Exercise: Work out how many lines in the data hold the word "index", and reply with that number only.

Collected data:

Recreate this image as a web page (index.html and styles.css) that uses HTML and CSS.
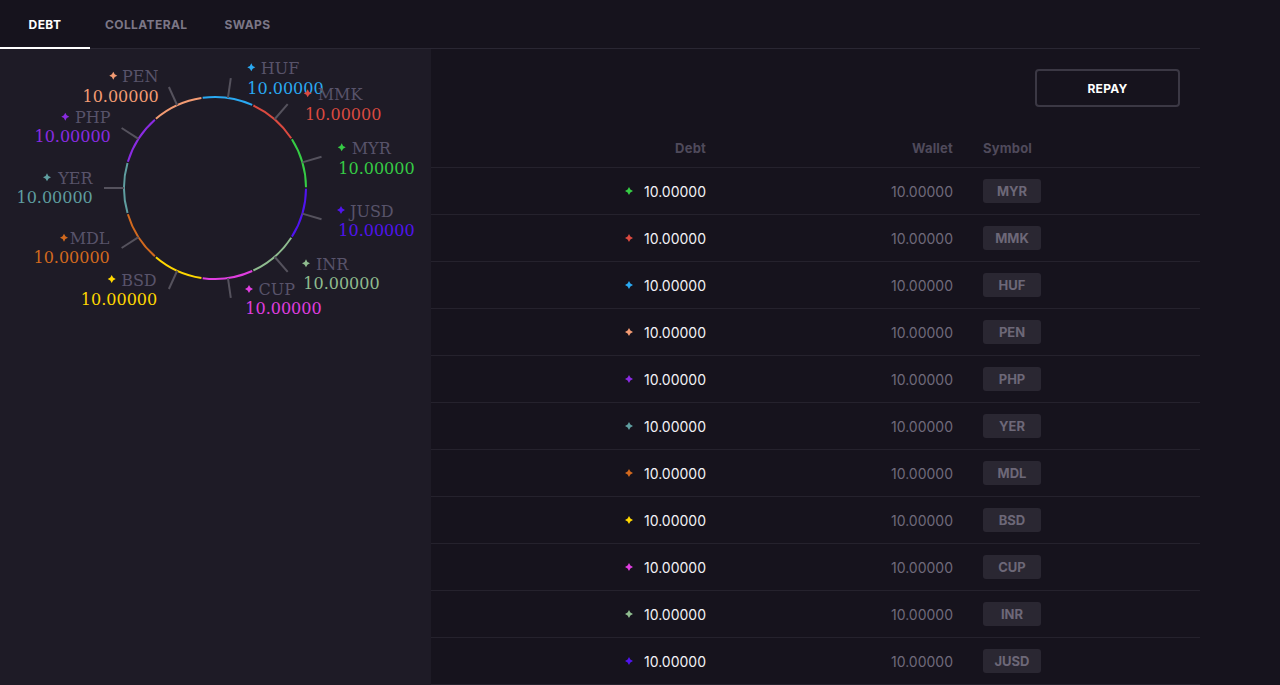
FILE: index.html
```html
<!DOCTYPE html>
<html lang="en">
<head>
<meta charset="utf-8">
<title>Debt</title>
<link rel="stylesheet" href="styles.css">
</head>
<body>
<div class="app">
  <nav class="tabs">
    <div class="tab active">DEBT</div>
    <div class="tab">COLLATERAL</div>
    <div class="tab">SWAPS</div>
  </nav>
  <div class="main">
    <section class="chart-panel">
      <svg class="chart" width="431" height="320" viewBox="0 49 431 320" xmlns="http://www.w3.org/2000/svg">
        <defs>
          <path id="star" d="M0 -4 L1.4 -1.4 L4 0 L1.4 1.4 L0 4 L-1.4 1.4 L-4 0 L-1.4 -1.4 Z"/>
        </defs>
        <g class="arcs" fill="none" stroke-width="2">
          <circle cx="215" cy="188" r="91" pathLength="360" stroke-dasharray="31.93 400" transform="rotate(-32.33 215 188)" stroke="#36cc45"/>
          <circle cx="215" cy="188" r="91" pathLength="360" stroke-dasharray="31.93 400" transform="rotate(-65.05 215 188)" stroke="#db4a40"/>
          <circle cx="215" cy="188" r="91" pathLength="360" stroke-dasharray="31.93 400" transform="rotate(-97.78 215 188)" stroke="#2aa9f2"/>
          <circle cx="215" cy="188" r="91" pathLength="360" stroke-dasharray="31.93 400" transform="rotate(-130.51 215 188)" stroke="#f39b73"/>
          <circle cx="215" cy="188" r="91" pathLength="360" stroke-dasharray="31.93 400" transform="rotate(-163.24 215 188)" stroke="#8a2be2"/>
          <circle cx="215" cy="188" r="91" pathLength="360" stroke-dasharray="31.93 400" transform="rotate(-195.96 215 188)" stroke="#5f9ea0"/>
          <circle cx="215" cy="188" r="91" pathLength="360" stroke-dasharray="31.93 400" transform="rotate(-228.69 215 188)" stroke="#d2691e"/>
          <circle cx="215" cy="188" r="91" pathLength="360" stroke-dasharray="31.93 400" transform="rotate(-261.42 215 188)" stroke="#ffd700"/>
          <circle cx="215" cy="188" r="91" pathLength="360" stroke-dasharray="31.93 400" transform="rotate(-294.15 215 188)" stroke="#e03ee0"/>
          <circle cx="215" cy="188" r="91" pathLength="360" stroke-dasharray="31.93 400" transform="rotate(-326.87 215 188)" stroke="#8fbc8f"/>
          <circle cx="215" cy="188" r="91" pathLength="360" stroke-dasharray="31.93 400" transform="rotate(-359.6 215 188)" stroke="#5014ee"/>
        </g>
        <g class="ticks" stroke="#55525d" stroke-width="2">
          <line x1="215" y1="97" x2="215" y2="77" transform="rotate(73.64 215 188)"/>
          <line x1="215" y1="97" x2="215" y2="77" transform="rotate(40.91 215 188)"/>
          <line x1="215" y1="97" x2="215" y2="77" transform="rotate(8.18 215 188)"/>
          <line x1="215" y1="97" x2="215" y2="77" transform="rotate(-24.55 215 188)"/>
          <line x1="215" y1="97" x2="215" y2="77" transform="rotate(-57.27 215 188)"/>
          <line x1="215" y1="97" x2="215" y2="77" transform="rotate(-90 215 188)"/>
          <line x1="215" y1="97" x2="215" y2="77" transform="rotate(-122.73 215 188)"/>
          <line x1="215" y1="97" x2="215" y2="77" transform="rotate(-155.45 215 188)"/>
          <line x1="215" y1="97" x2="215" y2="77" transform="rotate(171.82 215 188)"/>
          <line x1="215" y1="97" x2="215" y2="77" transform="rotate(139.09 215 188)"/>
          <line x1="215" y1="97" x2="215" y2="77" transform="rotate(106.36 215 188)"/>
        </g>
        <g class="labels">
          <!-- right side -->
          <use href="#star" x="251.3" y="67.3" fill="#2aa9f2"/>
          <text class="lbl-name" x="260.7" y="74">HUF</text>
          <text class="lbl-val" x="247.3" y="93.5" fill="#2aa9f2">10.00000</text>

          <use href="#star" x="307.7" y="93.3" fill="#db4a40"/>
          <text class="lbl-name" x="317.7" y="100">MMK</text>
          <text class="lbl-val" x="305" y="119.5" fill="#db4a40">10.00000</text>

          <use href="#star" x="341.7" y="147.3" fill="#36cc45"/>
          <text class="lbl-name" x="351.7" y="154">MYR</text>
          <text class="lbl-val" x="338.3" y="173.5" fill="#36cc45">10.00000</text>

          <use href="#star" x="341" y="210" fill="#5014ee"/>
          <text class="lbl-name" x="350" y="216.7">JUSD</text>
          <text class="lbl-val" x="338.3" y="236.2" fill="#5014ee">10.00000</text>

          <use href="#star" x="306" y="263.3" fill="#8fbc8f"/>
          <text class="lbl-name" x="316" y="269.5">INR</text>
          <text class="lbl-val" x="303.3" y="289" fill="#8fbc8f">10.00000</text>

          <use href="#star" x="249" y="289" fill="#e03ee0"/>
          <text class="lbl-name" x="258.5" y="294.5">CUP</text>
          <text class="lbl-val" x="245.3" y="314" fill="#e03ee0">10.00000</text>

          <!-- left side -->
          <use href="#star" x="111.7" y="279" fill="#ffd700"/>
          <text class="lbl-name end" x="156.7" y="285.7">BSD</text>
          <text class="lbl-val end" x="157.2" y="305.2" fill="#ffd700">10.00000</text>

          <use href="#star" x="64" y="237.7" fill="#d2691e"/>
          <text class="lbl-name end" x="109.5" y="243.5">MDL</text>
          <text class="lbl-val end" x="109.8" y="263" fill="#d2691e">10.00000</text>

          <use href="#star" x="47" y="177.3" fill="#5f9ea0"/>
          <text class="lbl-name end" x="92.5" y="183.7">YER</text>
          <text class="lbl-val end" x="92.8" y="203.2" fill="#5f9ea0">10.00000</text>

          <use href="#star" x="65.3" y="116.7" fill="#8a2be2"/>
          <text class="lbl-name end" x="110.5" y="122.7">PHP</text>
          <text class="lbl-val end" x="110.8" y="142.2" fill="#8a2be2">10.00000</text>

          <use href="#star" x="113.3" y="75.7" fill="#f39b73"/>
          <text class="lbl-name end" x="158.5" y="82.3">PEN</text>
          <text class="lbl-val end" x="158.8" y="101.8" fill="#f39b73">10.00000</text>
        </g>
      </svg>
    </section>

    <section class="table-panel">
      <div class="toolbar">
        <button class="btn">REPAY</button>
      </div>
      <div class="table">
        <div class="row head">
          <div class="c-debt">Debt</div>
          <div class="c-wallet">Wallet</div>
          <div class="c-sym">Symbol</div>
        </div>

        <div class="row">
          <div class="c-debt"><svg class="dot" width="8" height="8" viewBox="-4 -4 8 8"><path fill="#36cc45" d="M0 -4 L1.4 -1.4 L4 0 L1.4 1.4 L0 4 L-1.4 1.4 L-4 0 L-1.4 -1.4 Z"/></svg>10.00000</div>
          <div class="c-wallet">10.00000</div>
          <div class="c-sym"><span class="badge">MYR</span></div>
        </div>
        <div class="row">
          <div class="c-debt"><svg class="dot" width="8" height="8" viewBox="-4 -4 8 8"><path fill="#db4a40" d="M0 -4 L1.4 -1.4 L4 0 L1.4 1.4 L0 4 L-1.4 1.4 L-4 0 L-1.4 -1.4 Z"/></svg>10.00000</div>
          <div class="c-wallet">10.00000</div>
          <div class="c-sym"><span class="badge">MMK</span></div>
        </div>
        <div class="row">
          <div class="c-debt"><svg class="dot" width="8" height="8" viewBox="-4 -4 8 8"><path fill="#2aa9f2" d="M0 -4 L1.4 -1.4 L4 0 L1.4 1.4 L0 4 L-1.4 1.4 L-4 0 L-1.4 -1.4 Z"/></svg>10.00000</div>
          <div class="c-wallet">10.00000</div>
          <div class="c-sym"><span class="badge">HUF</span></div>
        </div>
        <div class="row">
          <div class="c-debt"><svg class="dot" width="8" height="8" viewBox="-4 -4 8 8"><path fill="#f39b73" d="M0 -4 L1.4 -1.4 L4 0 L1.4 1.4 L0 4 L-1.4 1.4 L-4 0 L-1.4 -1.4 Z"/></svg>10.00000</div>
          <div class="c-wallet">10.00000</div>
          <div class="c-sym"><span class="badge">PEN</span></div>
        </div>
        <div class="row">
          <div class="c-debt"><svg class="dot" width="8" height="8" viewBox="-4 -4 8 8"><path fill="#8a2be2" d="M0 -4 L1.4 -1.4 L4 0 L1.4 1.4 L0 4 L-1.4 1.4 L-4 0 L-1.4 -1.4 Z"/></svg>10.00000</div>
          <div class="c-wallet">10.00000</div>
          <div class="c-sym"><span class="badge">PHP</span></div>
        </div>
        <div class="row">
          <div class="c-debt"><svg class="dot" width="8" height="8" viewBox="-4 -4 8 8"><path fill="#5f9ea0" d="M0 -4 L1.4 -1.4 L4 0 L1.4 1.4 L0 4 L-1.4 1.4 L-4 0 L-1.4 -1.4 Z"/></svg>10.00000</div>
          <div class="c-wallet">10.00000</div>
          <div class="c-sym"><span class="badge">YER</span></div>
        </div>
        <div class="row">
          <div class="c-debt"><svg class="dot" width="8" height="8" viewBox="-4 -4 8 8"><path fill="#d2691e" d="M0 -4 L1.4 -1.4 L4 0 L1.4 1.4 L0 4 L-1.4 1.4 L-4 0 L-1.4 -1.4 Z"/></svg>10.00000</div>
          <div class="c-wallet">10.00000</div>
          <div class="c-sym"><span class="badge">MDL</span></div>
        </div>
        <div class="row">
          <div class="c-debt"><svg class="dot" width="8" height="8" viewBox="-4 -4 8 8"><path fill="#ffd700" d="M0 -4 L1.4 -1.4 L4 0 L1.4 1.4 L0 4 L-1.4 1.4 L-4 0 L-1.4 -1.4 Z"/></svg>10.00000</div>
          <div class="c-wallet">10.00000</div>
          <div class="c-sym"><span class="badge">BSD</span></div>
        </div>
        <div class="row">
          <div class="c-debt"><svg class="dot" width="8" height="8" viewBox="-4 -4 8 8"><path fill="#e03ee0" d="M0 -4 L1.4 -1.4 L4 0 L1.4 1.4 L0 4 L-1.4 1.4 L-4 0 L-1.4 -1.4 Z"/></svg>10.00000</div>
          <div class="c-wallet">10.00000</div>
          <div class="c-sym"><span class="badge">CUP</span></div>
        </div>
        <div class="row">
          <div class="c-debt"><svg class="dot" width="8" height="8" viewBox="-4 -4 8 8"><path fill="#8fbc8f" d="M0 -4 L1.4 -1.4 L4 0 L1.4 1.4 L0 4 L-1.4 1.4 L-4 0 L-1.4 -1.4 Z"/></svg>10.00000</div>
          <div class="c-wallet">10.00000</div>
          <div class="c-sym"><span class="badge">INR</span></div>
        </div>
        <div class="row">
          <div class="c-debt"><svg class="dot" width="8" height="8" viewBox="-4 -4 8 8"><path fill="#5014ee" d="M0 -4 L1.4 -1.4 L4 0 L1.4 1.4 L0 4 L-1.4 1.4 L-4 0 L-1.4 -1.4 Z"/></svg>10.00000</div>
          <div class="c-wallet">10.00000</div>
          <div class="c-sym"><span class="badge">JUSD</span></div>
        </div>
      </div>
    </section>
  </div>
</div>
</body>
</html>
```

FILE: styles.css
```css
html, body {
  margin: 0;
  height: 100%;
  overflow: hidden;
  background: #16131d;
}

body {
  font-family: Inter, "Noto Sans", "Liberation Sans", sans-serif;
  color: #ffffff;
}

.app {
  width: 1200px;
}

.tabs {
  display: flex;
  height: 48px;
  border-bottom: 1px solid #2a2733;
}

.tab {
  position: relative;
  min-width: 90px;
  padding: 0 15px;
  box-sizing: border-box;
  display: flex;
  align-items: center;
  justify-content: center;
  font-size: 12px;
  font-weight: 700;
  color: #7c7787;
  letter-spacing: 0.4px;
}

.tab.active {
  color: #ffffff;
}

.tab.active::after {
  content: "";
  position: absolute;
  left: 0;
  right: 0;
  bottom: -1px;
  height: 2px;
  background: #ffffff;
}

.main {
  display: flex;
  height: 636px;
}

.chart-panel {
  width: 431px;
  flex: none;
  background: #1e1b26;
}

.chart {
  display: block;
}

.lbl-name {
  font-family: "DejaVu Serif", serif;
  font-size: 16px;
  fill: #58536a;
}

.lbl-val {
  font-family: "DejaVu Serif", serif;
  font-size: 16px;
}

.end {
  text-anchor: end;
}

.table-panel {
  flex: 1;
  display: flex;
  flex-direction: column;
}

.toolbar {
  display: flex;
  justify-content: flex-end;
  padding: 20px 20px 0 0;
}

.btn {
  width: 145px;
  height: 38px;
  border: 2px solid #3b3844;
  border-radius: 4px;
  background: transparent;
  color: #ffffff;
  font-family: Inter, "Noto Sans", sans-serif;
  font-size: 12px;
  font-weight: 700;
  letter-spacing: 0.3px;
  cursor: pointer;
}

.table {
  margin-top: 22px;
}

.row {
  display: grid;
  grid-template-columns: 275px 247px 1fr;
  height: 46px;
  align-items: center;
  border-bottom: 1px solid #25222d;
  font-size: 14px;
}

.row.head {
  height: 38px;
  font-size: 13px;
  font-weight: 700;
  color: #4f4a5b;
}

.c-debt {
  display: flex;
  justify-content: flex-end;
  align-items: center;
  gap: 11px;
  color: #f2f1f5;
}

.head .c-debt,
.head .c-wallet,
.head .c-sym {
  color: #4f4a5b;
  letter-spacing: 0.2px;
}

.dot {
  display: block;
}

.c-wallet {
  text-align: right;
  color: #6f6a7b;
}

.c-sym {
  padding-left: 30px;
}

.badge {
  display: inline-flex;
  align-items: center;
  justify-content: center;
  width: 58px;
  height: 24px;
  border-radius: 3px;
  background: #2a2732;
  color: #6d6878;
  font-size: 13px;
  font-weight: 700;
}
```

Solution to this exercise: 2